Over the past 10 years the total number of military personnel numbers has fallen from about 90,000 to less than 58,000. That is a 35% drop. While the government claims the forces are more combat capable than they were 10 years ago, the facts tell another story. Some new equipment is beginning to arrive but it is not sufficient in and of itself to restore capability.
A parade of former officers, the Conference of Defence Associations, the Royal Canadian Military Institute and the auditor general have raised similar concerns about the combat capabilities of the Canadian forces.
The government put new money into defence in the year 2000, a move it constantly trumpets as a great success. However it has been assessed by many independent experts as insufficient to address the broader crisis, and it is a crisis, in the Canadian forces. Very little of the increase will go to equipment. Most of it will make up for shortfalls in the operational budget.
The auditor general has identified a potential funding shortfall in the equipment budget of $30 billion up to and including the year 2012. If Canada is to be taken seriously in the international war against terrorism we must act at once to rebuild our military. We must be capable of meeting our commitments in the white paper of 1994. We must take this matter seriously because we are no longer at peace. We are at war with terrorism.
As I said to the House last week, the war on terrorism is not what William James called “The Moral Equivalent of War”, the periodic moral and social campaigns against collective problems like the so-called war on drugs or the war on poverty. This is a real war and it will be fought, at least in part, with ships, artillery and airplanes.
The Minister of National Defence has emphasized that this will not be a conventional war, or perhaps not in whole. As we have said, the war against terrorism will be waged on a lot of fronts. It will involve intelligence work, law enforcement, domestic safety, security, diplomatic initiatives and humanitarian aid. However conventional warfare will undoubtedly be involved.
For 50 years NATO has existed as a purely defensive military alliance, possibly the most successful military alliance in modern history. NATO has never needed to intervene to protect one of its members from external attack because it seemed unthinkable that any aggressor would attack a country protected by the umbrella of the alliance.
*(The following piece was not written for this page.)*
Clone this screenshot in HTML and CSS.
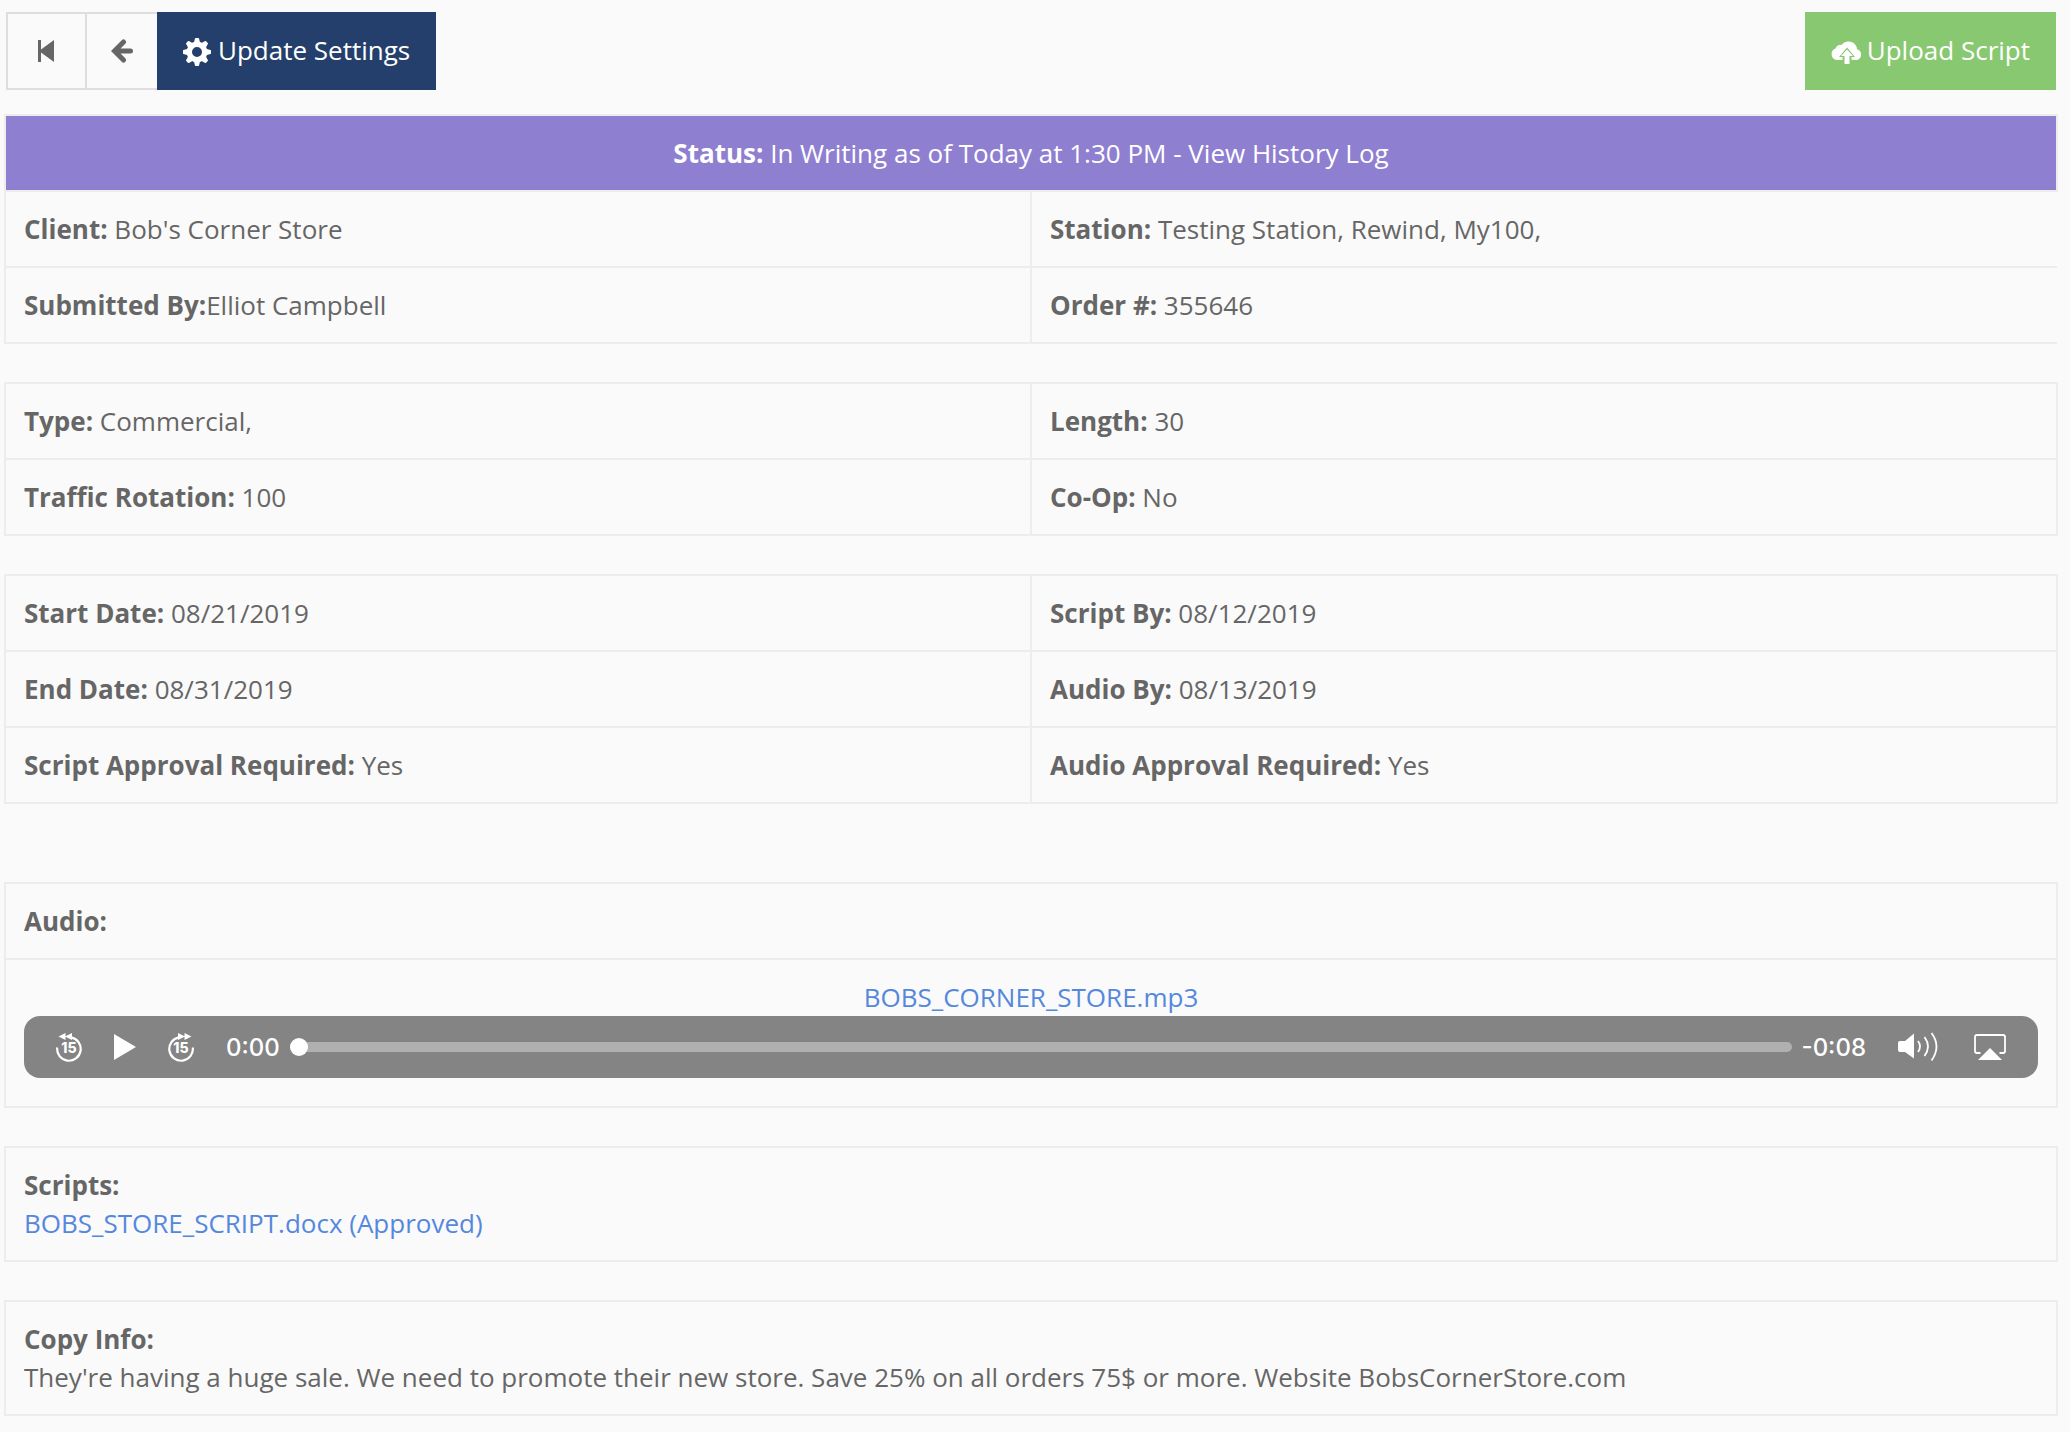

All that changed on Tuesday, September 11, when an enemy attacked the largest city of the most powerful member of the NATO alliance. All that changed on September 11, when 6,000 innocent civilians were brutally murdered by fire from the sky.
On Wednesday, September 12, for the first time in its history NATO invoked its fundamental principle, article 5 of the NATO charter, which states that an attack on one is an attack on all.
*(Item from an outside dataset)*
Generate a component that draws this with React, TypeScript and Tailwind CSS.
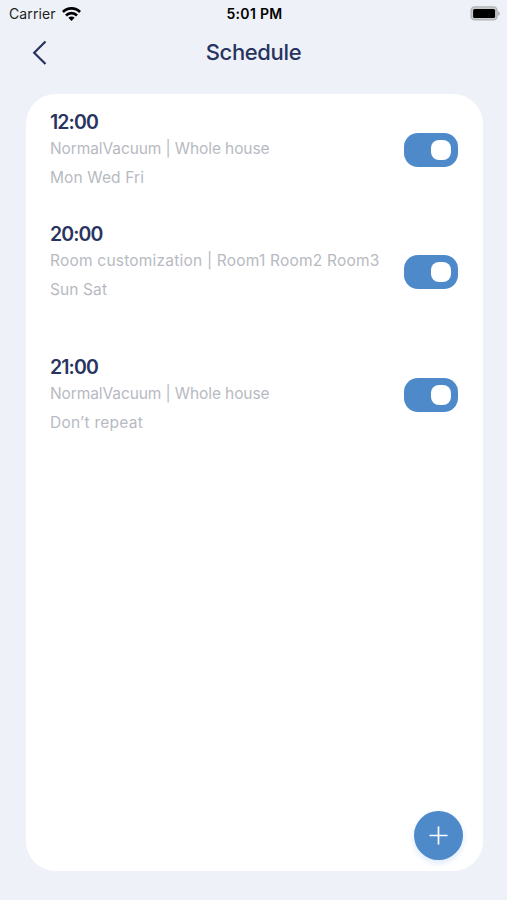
const schedules = [
  {
    time: "12:00",
    detail: "NormalVacuum | Whole house",
    days: "Mon Wed Fri",
    top: "pt-[22px]",
    detailSpacing: "tracking-[-0.1px]",
    daysSpacing: "tracking-[0.12px]"
  },
  {
    time: "20:00",
    detail: "Room customization | Room1 Room2 Room3",
    days: "Sun Sat",
    top: "pt-[12px]",
    detailSpacing: "tracking-[0.21px]",
    daysSpacing: "tracking-[0.1px]"
  },
  {
    time: "21:00",
    detail: "NormalVacuum | Whole house",
    days: "Don’t repeat",
    top: "pt-[22px]",
    detailSpacing: "tracking-[-0.1px]",
    daysSpacing: "tracking-[0.24px]"
  }
];

function StatusBar() {
  return (
    <div className="grid h-[27px] grid-cols-3 items-center pr-[7px] pl-[9px] text-black">
      <div className="flex items-center gap-[6px]">
        <span className="text-[14px] tracking-[0.1px] text-[#222]">Carrier</span>
        <svg width="19" height="14" viewBox="0 0 19 14" fill="none" stroke="currentColor" strokeWidth="2.7">
          <path d="M0.9 5a12 12 0 0 1 17.2 0" />
          <path d="M4 8.5a7.7 7.7 0 0 1 11 0" />
          <path d="M9.5 13.9 6.4 10.8a4.4 4.4 0 0 1 6.2 0Z" fill="currentColor" stroke="none" />
        </svg>
      </div>
      <p className="text-center text-[14px] font-semibold tracking-[0.3px]">5:01 PM</p>
      <svg className="justify-self-end" width="30" height="15" viewBox="0 0 30 15">
        <rect x="1.1" y="0.9" width="26" height="13" rx="3.6" fill="#c9cacc" stroke="#b0b1b3" strokeWidth="1.3" />
        <rect x="3.1" y="2.9" width="22" height="9" rx="1.5" fill="#000" />
        <path d="M28.2 5.2c1 .4 1.5 1.3 1.5 2.3s-.5 1.9-1.5 2.3Z" fill="#a6a7a9" />
      </svg>
    </div>
  );
}

function Toggle() {
  return (
    <button
      type="button"
      role="switch"
      aria-checked="true"
      aria-label="Enabled"
      className="flex h-[34px] w-[54px] shrink-0 items-center justify-end rounded-[14px] bg-[#4e8aca] pr-[7px]"
    >
      <span className="size-5 rounded-lg bg-white" />
    </button>
  );
}

export default function App() {
  return (
    <main className="flex h-[900px] flex-col bg-[#eef2f8] font-['Inter',sans-serif]">
      <StatusBar />
      <header className="grid h-[67px] grid-cols-[80px_1fr_80px] items-start">
        <button type="button" aria-label="Back" className="mt-[13px] ml-[32px] w-4 text-[#28345f]">
          <svg width="16" height="25" viewBox="0 0 16 25" fill="none" stroke="currentColor" strokeWidth="2.2">
            <path d="M13.5 1.5 2.2 12.8 13.5 24" />
          </svg>
        </button>
        <h1 className="mt-[11px] text-center text-[22px] leading-[28px] font-medium tracking-[-0.35px] text-[#28345f]">
          Schedule
        </h1>
      </header>

      <section className="relative mr-[24px] ml-[26px] flex h-[777px] flex-col rounded-[30px] bg-white pr-[25px] pl-[24px]">
        {schedules.map((item) => (
          <div key={item.time} className="flex h-[122.5px] justify-between first:-mt-[5.5px]">
            <div className={item.top}>
              <p className="text-[19.5px] leading-[22px] font-semibold tracking-[-0.9px] text-[#28345f]">{item.time}</p>
              <p
                className={`mt-[4px] text-[15.5px] leading-[23px] whitespace-nowrap text-[#b7bac2] ${item.detailSpacing}`}
              >
                {item.detail}
              </p>
              <p className={`mt-[7px] text-[15.5px] leading-[22px] text-[#b7bac2] ${item.daysSpacing}`}>{item.days}</p>
            </div>
            <div className="self-center">
              <Toggle />
            </div>
          </div>
        ))}
        <button
          type="button"
          aria-label="Add schedule"
          className="absolute right-[20px] bottom-[11px] flex size-[49px] items-center justify-center rounded-full bg-[#4e8aca] text-white shadow-[0_3px_6px_#dce9fa]"
        >
          <svg width="19" height="19" viewBox="0 0 19 19" stroke="currentColor" strokeWidth="1.7">
            <path d="M9.5 0.5v18M0.5 9.5h18" />
          </svg>
        </button>
      </section>
    </main>
  );
}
This is the time to stand by our friends, our allies and especially our neighbour to the south. We must leave no doubt whatsoever as to our commitment to them and to NATO. We have neither seen or heard from the Liberal government the same clear level of support offered by the government of the United Kingdom or even the government of Australia.
As I have said before, there are no rear guard positions in the war on terrorism. There are only frontlines. That is exactly where Canada should be. We should be standing shoulder to shoulder with other democratic nations that believe in, support and cherish freedom and democracy as much as we do.
I will reiterate our obligation under article 5 of the Washington Treaty. Article 5 in part states:
The Parties agree that an armed attack against one or more of them...shall be considered an attack against them all and...if such an armed attack occurs, each of them...will assist the Party or Parties so attacked by taking forthwith...such action as it deems necessary, including the use of armed force--
We are morally obliged to offer all assistance possible within our capabilities, up to and including military assistance, to the United States and our NATO allies if requested.
We must all stand together in a great coalition against this darkness and this evil of terrorism. But, if we are to do our share, as we hope the Prime Minister will commit to doing, we must rapidly rebuild our forces and make sure that procurement is improved.
We want peace, make no mistake about that, but we must remember that the best way of ensuring peace is to have a strong and committed Canadian forces.
In all the areas I have outlined, comprehensive anti-terrorism legislation, measures to increase the safety and security of Canadians, a clear commitment to strengthen national defence and to a Canadian military war against terrorism, and humanitarian aid, the government has fallen down.
As we face future threats of terrorism, whether they originate from Osama bin Laden and his allies and the Taliban regime in Afghanistan, we will need to move swiftly and resolutely on all these fronts.
What we have seen over the last two weeks in terms of specific action, not glowing words or rambling rhetoric, has not been encouraging. We have seen a government that is relying too much on rhetoric and tiny baby steps, never doing by halves what it can do by quarters.
We want to support the government and the Prime Minister but we need something specific to support.
I have taken the time this afternoon to lay out our concerns in detail and to convey the seriousness with which the official opposition is taking in this war on terrorism. We also believe absolutely that we are reflecting the concerns of a majority of our citizens. We know that in a time of war the opposition has a special duty to support the Prime Minister and the government as far as conscience allows.
I have to say that immediately upon seeing, watching and hearing about these evil attacks on New York City, I was immediately in communication with our Prime Minister, immediately saying that we would be there to support, to stand side by side and to be with the government.
I have indicated a number of times in the last several days that we want to support. A number of times I have stood in the House and outside the House and, even for the small things the government has done, I have expressed appreciation to the Prime Minister. I have thanked the Prime Minister. I have said that we will support the Prime Minister. I have said those things many times.
All of us have watched with some dismay at the difference in response from the leader of the government as we watched where time and again in the United States the president of the United States takes the initiative, reaches out to members of the opposition, members of the senate majority and minority parties, and includes them in discussion on legislation, in discussion on what needs to be done. He even includes them in the memorial services.
We have seen nothing, not one of those things, from the Prime Minister or the government, and yet we continue to stand here and say that we want to support the Prime Minister and the government. We must give Canadians something specific to support in the war against terrorism.